The Connecticut Courant began as a weekly on October 29, 1764. The word "courant" was a popular name for English-language newspapers, borrowed from the Dutch. The daily Hartford Courant traces its existence back to the weekly, thereby claiming the title "America's oldest continuously published newspaper" and adopting as its slogan, "Older than the nation." (Other papers claim to be the "oldest daily" or don't claim "continuous" publication.) One of its most famous editors, Charles Dudley Warner, was a widely-read author and collaborated with his Hartford neighbor, Mark Twain.
For many years, it was possible to commend the Courant for being the nation's oldest independently-owned newspaper. The Hartford Times, its greatest competitor, failed in the 1970s even after being taken over by the otherwise successful Gannett chain.
It also was possible for 75 years to make fun of the Courant as "the nation's oldest newspaper that never won a Pulitzer [1] Prize."
Both of those eras are over.
The Courant was purchased in 1979 by Times Mirror (the Los Angeles Times parent company). The first years of out-of-town ownership were described by a former Courant reporter in a book titled Spiked: How Chain Management Corrupted America's Oldest Newspaper. [1] One criticism was that the new owners were more interested in awards, and less interested in traditional Courant devotion to exhaustive (or exhausting) coverage of local news.

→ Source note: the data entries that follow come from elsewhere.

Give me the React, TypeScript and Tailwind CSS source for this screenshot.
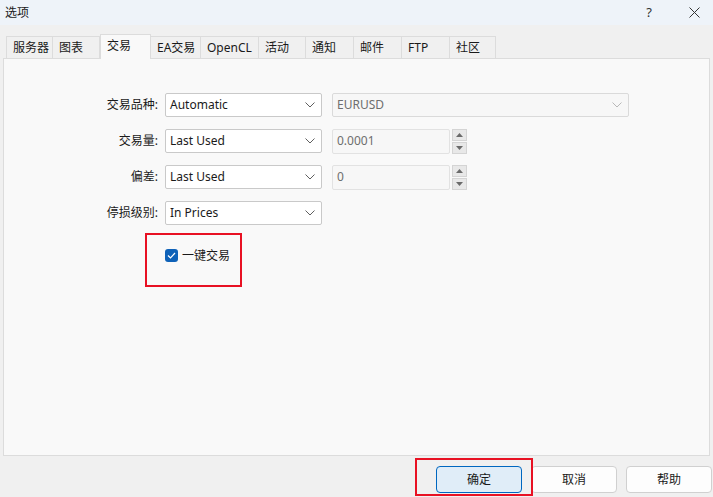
import React from "react";

const tabs: { label: string; width: string; active?: boolean }[] = [
  { label: "服务器", width: "w-[47px]" },
  { label: "图表", width: "w-[47px]" },
  { label: "交易", width: "w-[51px]", active: true },
  { label: "EA交易", width: "w-[50px]" },
  { label: "OpenCL", width: "w-[58px]" },
  { label: "活动", width: "w-[47px]" },
  { label: "通知", width: "w-[48px]" },
  { label: "邮件", width: "w-[48px]" },
  { label: "FTP", width: "w-[48px]" },
  { label: "社区", width: "w-[46px]" },
];

function Chevron({ light }: { light?: boolean }) {
  return (
    <svg width="10" height="6" viewBox="0 0 10 6" aria-hidden="true">
      <polyline
        points="0.5,0.5 5,5 9.5,0.5"
        fill="none"
        stroke={light ? "#b8b8b8" : "#5f5f5f"}
        strokeWidth="1"
      />
    </svg>
  );
}

function Select({ value }: { value: string }) {
  return (
    <div className="flex h-[24px] w-[157px] items-center justify-between rounded-[2px] border border-[#c9c9c9] bg-white pl-[4px] pr-[6px] text-[#1a1a1a]">
      <span>{value}</span>
      <Chevron />
    </div>
  );
}

function Spin({ value }: { value: string }) {
  return (
    <div className="flex items-center gap-[2px]">
      <div className="flex h-[25px] w-[118px] items-center rounded-[2px] border border-[#e2e2e2] bg-[#f7f7f7] pl-[4px] text-[#6e6e6e]">
        {value}
      </div>
      <div className="flex h-[25px] w-[15px] flex-col gap-[1px]">
        <div className="flex flex-1 items-center justify-center border border-[#d4d4d4] bg-[#e8e8e8]">
          <svg width="7" height="4" viewBox="0 0 7 4" aria-hidden="true">
            <polygon points="3.5,0 7,4 0,4" fill="#6a6a6a" />
          </svg>
        </div>
        <div className="flex flex-1 items-center justify-center border border-[#d4d4d4] bg-[#e8e8e8]">
          <svg width="7" height="4" viewBox="0 0 7 4" aria-hidden="true">
            <polygon points="0,0 7,0 3.5,4" fill="#6a6a6a" />
          </svg>
        </div>
      </div>
    </div>
  );
}

function Row({ label, children }: { label: string; children: React.ReactNode }) {
  return (
    <div className="flex h-[24px] items-center">
      <div className="w-[155px] pr-[1px] text-right text-[#1a1a1a]">{label}</div>
      <div className="ml-[6px] flex items-center gap-[10px]">{children}</div>
    </div>
  );
}

export default function App() {
  return (
    <div
      className="relative flex h-[497px] w-[713px] flex-col overflow-hidden bg-[#f0f0f0] text-[12px] leading-none text-[#1a1a1a]"
      style={{ fontFamily: '"Noto Sans", "Noto Sans CJK SC", sans-serif' }}
    >
      <div className="flex h-[25px] items-center justify-between bg-[#eef3f9] pl-[5px] pr-[13px]">
        <span className="text-[12px]">选项</span>
        <div className="flex items-center gap-[37px]">
          <span className="text-[13px] text-[#333]">?</span>
          <svg width="11" height="11" viewBox="0 0 11 11" aria-hidden="true">
            <path d="M0.5 0.5 L10.5 10.5 M10.5 0.5 L0.5 10.5" stroke="#333" strokeWidth="1" />
          </svg>
        </div>
      </div>

      <div className="flex h-[33px] items-end pl-[6px]">
        {tabs.map((tab) => (
          <div
            key={tab.label}
            className={`flex items-center border-[#dcdcdc] pl-[6px] ${tab.width} ${
              tab.active
                ? "relative z-10 -mb-[1px] h-[25px] border-x border-t bg-[#f9f9f9] pb-[3px]"
                : "h-[22px] border-t border-r bg-[#f0f0f0]"
            } ${tab.label === "服务器" ? "border-l" : ""}`}
          >
            {tab.label}
          </div>
        ))}
      </div>

      <div className="mx-[3px] flex h-[398px] flex-col border border-[#dcdcdc] bg-[#f9f9f9] pt-[34px]">
        <div className="flex flex-col gap-[12px]">
          <Row label="交易品种:">
            <Select value="Automatic" />
            <div className="flex h-[24px] w-[297px] items-center justify-between rounded-[2px] border border-[#dadada] bg-[#f7f7f7] pl-[4px] pr-[6px] text-[#6e6e6e]">
              <span>EURUSD</span>
              <Chevron light />
            </div>
          </Row>
          <Row label="交易量:">
            <Select value="Last Used" />
            <Spin value="0.0001" />
          </Row>
          <Row label="偏差:">
            <Select value="Last Used" />
            <Spin value="0" />
          </Row>
          <Row label="停损级别:">
            <Select value="In Prices" />
          </Row>
        </div>

        <div className="ml-[141px] mt-[8px] flex h-[54px] w-[97px] items-start border-2 border-[#e81123] pl-[18px] pt-[14px]">
          <div className="flex items-center gap-[4px]">
            <div className="flex h-[13px] w-[13px] items-center justify-center rounded-[3px] bg-[#0f62b8]">
              <svg width="9" height="7" viewBox="0 0 9 7" aria-hidden="true">
                <polyline points="1,3.5 3.5,6 8,1" fill="none" stroke="#fff" strokeWidth="1.2" />
              </svg>
            </div>
            <span>一键交易</span>
          </div>
        </div>
      </div>

      <div className="flex flex-1 items-start justify-end gap-[9px] pr-[1px] pt-[10px]">
        <button
          type="button"
          className="flex h-[27px] w-[86px] items-center justify-center rounded-[4px] border border-[#0067c0] bg-[#e0edf8]"
        >
          确定
        </button>
        <button
          type="button"
          className="flex h-[27px] w-[86px] items-center justify-center rounded-[4px] border border-[#d0d0d0] bg-[#fdfdfd]"
        >
          取消
        </button>
        <button
          type="button"
          className="flex h-[27px] w-[86px] items-center justify-center rounded-[4px] border border-[#d0d0d0] bg-[#fdfdfd]"
        >
          帮助
        </button>
      </div>

      <div className="pointer-events-none absolute left-[415px] top-[458px] h-[38px] w-[118px] border-2 border-[#e81123]" />
    </div>
  );
}
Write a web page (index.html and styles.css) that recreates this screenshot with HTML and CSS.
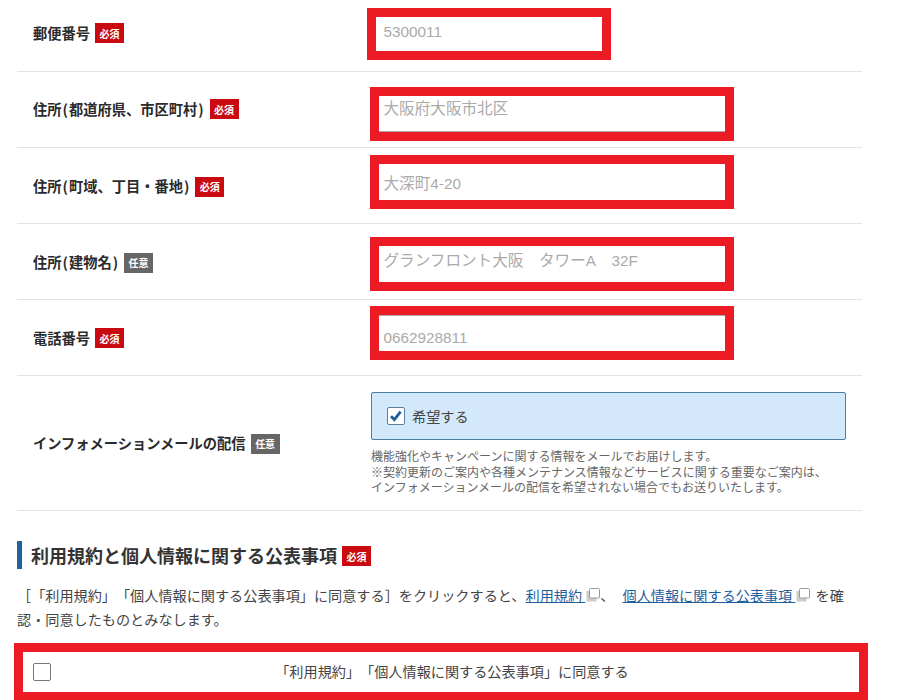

The new Courant won a 1992 Pulitzer Prize for digging into problems with the Hubble space telescope (a Connecticut company was involved in the construction), and it won a 1999 Pulitzer Prize in the Breaking News category for coverage of a 1998 murder-suicide that took five lives at Connecticut Lottery headquarters.
In 2000, Times Mirror (and the Courant) became part of the Tribune Corporation, one of the world's largest media empires. Ironically, along the way the Courant also acquired the Valley Advocate group of "alternative" weeklies started by two disgruntled Courant staff members in 1973.